CAIRO: The 4,400-year-old Pyramid of Khafre, the second biggest of the trio at Giza, was closed for restoration earlier this month and will remain so until June, when its renovation work is completed, head of the Giza archeological site Kamal Wahed told The Cairo Post Tuesday.
During the two-month renovation period, “special lighting and ventilation systems, which do not damage the drawings and inscriptions, while at the same time providing a clear view for visitors, will be installed,” said Wahid.
The limestone-topped Pyramid of Khafre was closed for restoration in 2011 before former Antiquities Minister Mohammad Ibrahim announced in October 2012 the Pyramid and as many as six other ancient tombs at the Giza site would be reopened.
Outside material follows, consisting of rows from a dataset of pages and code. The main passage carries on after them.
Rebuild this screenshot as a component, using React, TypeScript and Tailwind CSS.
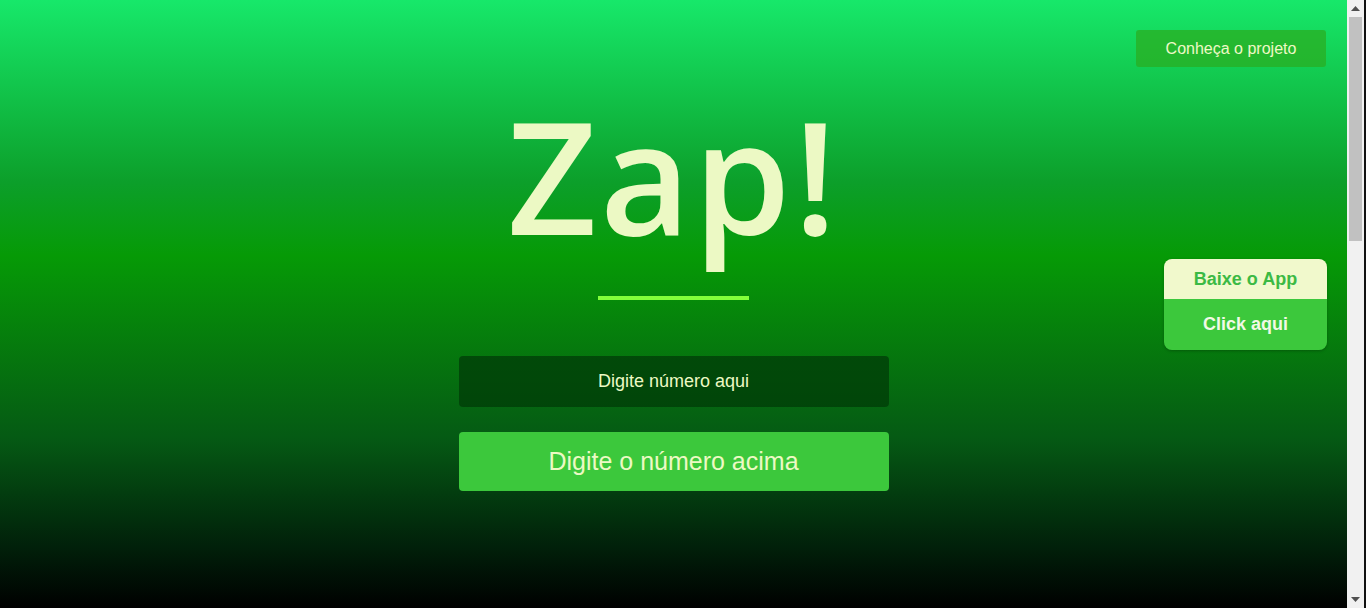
import React from 'react';

function ScrollBar() {
  return (
    <aside className="flex h-[608px] w-[19px] shrink-0">
      <div className="flex w-[17px] flex-col bg-[#f1f1f1]">
        <div className="flex h-[17px] items-center justify-center">
          <svg width="9" height="5" viewBox="0 0 9 5">
            <path d="M0 5 L4.5 0 L9 5 Z" fill="#505050" />
          </svg>
        </div>
        <div className="mx-[2px] h-[224px] bg-[#c1c1c1]" />
        <div className="flex-1" />
        <div className="flex h-[17px] items-center justify-center">
          <svg width="9" height="5" viewBox="0 0 9 5">
            <path d="M0 0 L9 0 L4.5 5 Z" fill="#505050" />
          </svg>
        </div>
      </div>
      <div className="w-[2px] bg-[#111]" />
    </aside>
  );
}

export default function App() {
  return (
    <div className="flex h-[608px] overflow-hidden font-['Liberation_Sans',Arial,sans-serif]">
      <section className="relative flex-1 bg-[linear-gradient(180deg,#17e86a_0%,#0c9f2a_30%,#069a06_42%,#055a14_72%,#01200a_90%,#000_100%)]">
        <div className="flex justify-end pt-[30px] pr-[21px]">
          <button className="h-[37px] w-[190px] rounded-[3px] bg-[#2aae22]/75 text-[16px] text-[#eef9c6]">
            Conheça o projeto
          </button>
        </div>

        <div className="flex flex-col items-center">
          <h1 className="mt-[8px] font-['Open_Sans',sans-serif] text-[156px] font-semibold leading-[200px] tracking-[3px] text-[#ecf9c4]">
            Zap!
          </h1>
          <div className="mt-[21px] h-[4px] w-[151px] bg-[#82ff3a]" />

          <input
            type="text"
            placeholder="Digite número aqui"
            className="mt-[56px] h-[51px] w-[430px] rounded-[4px] bg-[#003a06]/75 text-center text-[18px] text-[#ecf9c4] outline-none placeholder:text-[#ecf9c4]"
          />
          <button className="mt-[25px] h-[59px] w-[430px] rounded-[4px] bg-[#3cc83c] text-[25px] text-[#ecf9c4]">
            Digite o número acima
          </button>
        </div>

        {/* card flutuante */}
        <div className="absolute right-[20px] top-[259px] w-[163px] overflow-hidden rounded-[8px] shadow-[0_1px_3px_rgba(0,0,0,0.25)]">
          <div className="flex h-[40px] items-center justify-center bg-[#f1f9cc] text-[18px] font-bold text-[#3cba44]">
            Baixe o App
          </div>
          <div className="flex h-[51px] items-center justify-center bg-[#3cc83c] text-[18px] font-bold text-[#f1f9e6]">
            Click aqui
          </div>
        </div>
      </section>

      <ScrollBar />
    </div>
  );
}
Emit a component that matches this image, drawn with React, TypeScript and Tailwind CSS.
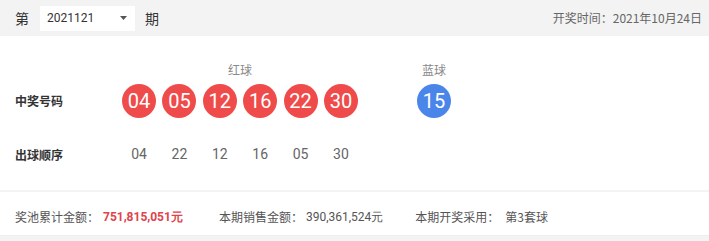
const reds = ['04', '05', '12', '16', '22', '30']
const order = ['04', '22', '12', '16', '05', '30']

export default function App() {
  return (
    <div className="w-[709px] h-[241px] bg-[#f3f3f3] text-[#333] font-['Noto_Sans_CJK_SC','Noto_Sans',sans-serif]">
      {/* header */}
      <div className="h-[36px] flex items-center pl-[15px] pr-[7px]">
        <span className="text-[14px]">第</span>
        <div className="ml-[11px] w-[95px] h-[25px] bg-white flex items-center pl-[7px] pr-[8px] justify-between">
          <span className="text-[12px] font-['Roboto',sans-serif]">2021121</span>
          <svg width="7" height="4" viewBox="0 0 7 4">
            <path d="M0 0h7L3.5 4z" fill="#555" />
          </svg>
        </div>
        <span className="ml-[10px] text-[14px]">期</span>
        <span className="ml-auto text-[12px] text-[#666]">开奖时间：2021年10月24日</span>
      </div>

      {/* numbers */}
      <div className="bg-white h-[154px] flex flex-col pl-[15px] pt-[26px]">
        <div className="flex">
          <div className="w-[107px]" />
          <div className="w-[236px] text-center text-[12px] text-[#888] leading-[16px]">红球</div>
          <div className="ml-[59px] w-[34px] text-center text-[12px] text-[#888] leading-[16px]">蓝球</div>
        </div>
        <div className="flex items-center mt-[6px]">
          <div className="w-[107px] text-[12px] font-bold">中奖号码</div>
          <div className="flex gap-[6.4px]">
            {reds.map((n) => (
              <div
                key={n}
                className="w-[34px] h-[34px] rounded-full bg-[#ef4b4b] text-white flex items-center justify-center text-[20px] font-['Roboto',sans-serif]"
              >
                {n}
              </div>
            ))}
          </div>
          <div className="ml-[59px] w-[34px] h-[34px] rounded-full bg-[#4a86ea] text-white flex items-center justify-center text-[20px] font-['Roboto',sans-serif]">
            15
          </div>
        </div>
        <div className="flex items-center mt-[26px]">
          <div className="w-[107px] text-[12px] font-bold">出球顺序</div>
          <div className="flex gap-[6.4px]">
            {order.map((n, i) => (
              <div key={i} className="w-[34px] text-center text-[14px] text-[#666] font-['Roboto',sans-serif]">
                {n}
              </div>
            ))}
          </div>
        </div>
      </div>

      {/* footer */}
      <div className="mt-[2px] bg-white h-[44px] flex items-center pl-[15px] pt-[6px] text-[12px] text-[#555] border-b border-[#eee]">
        <span>奖池累计金额：</span>
        <span className="ml-[4px] text-[#e0434b] font-bold font-['Roboto',sans-serif]">751,815,051元</span>
        <span className="ml-[36px]">本期销售金额：</span>
        <span className="ml-[3px] font-['Roboto',sans-serif]">390,361,524元</span>
        <span className="ml-[32px]">本期开奖采用：</span>
        <span className="ml-[6px]">第3套球</span>
      </div>
    </div>
  )
}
The renovation will include the removal of graffiti, which visitors have left on the walls of the pyramid’s passageways and burial chamber, removal of the salt deposits from its walls and the replacement of the outer stairs leading to its entrance, Wahid said.
“Built as a tomb for the 4th Dynasty Pharaoh Khafre, it rises to a height of 150 meters. It looks to be the tallest of the Giza pyramids – but only because it is built at a higher elevation than the Great Pyramid (or Pyramid of Khufu), which is only four meters taller, archaeologist Sherif el-Sabban told The Cairo Post Tuesday.
The pyramid was most likely first opened – and robbed – a few years after it was completed. The first recorded opening of the pyramid was in 1372, and it was fully excavated in 1818 by Giovanni Belzoni, whose graffiti is still seen in the burial chamber, according to Sabban.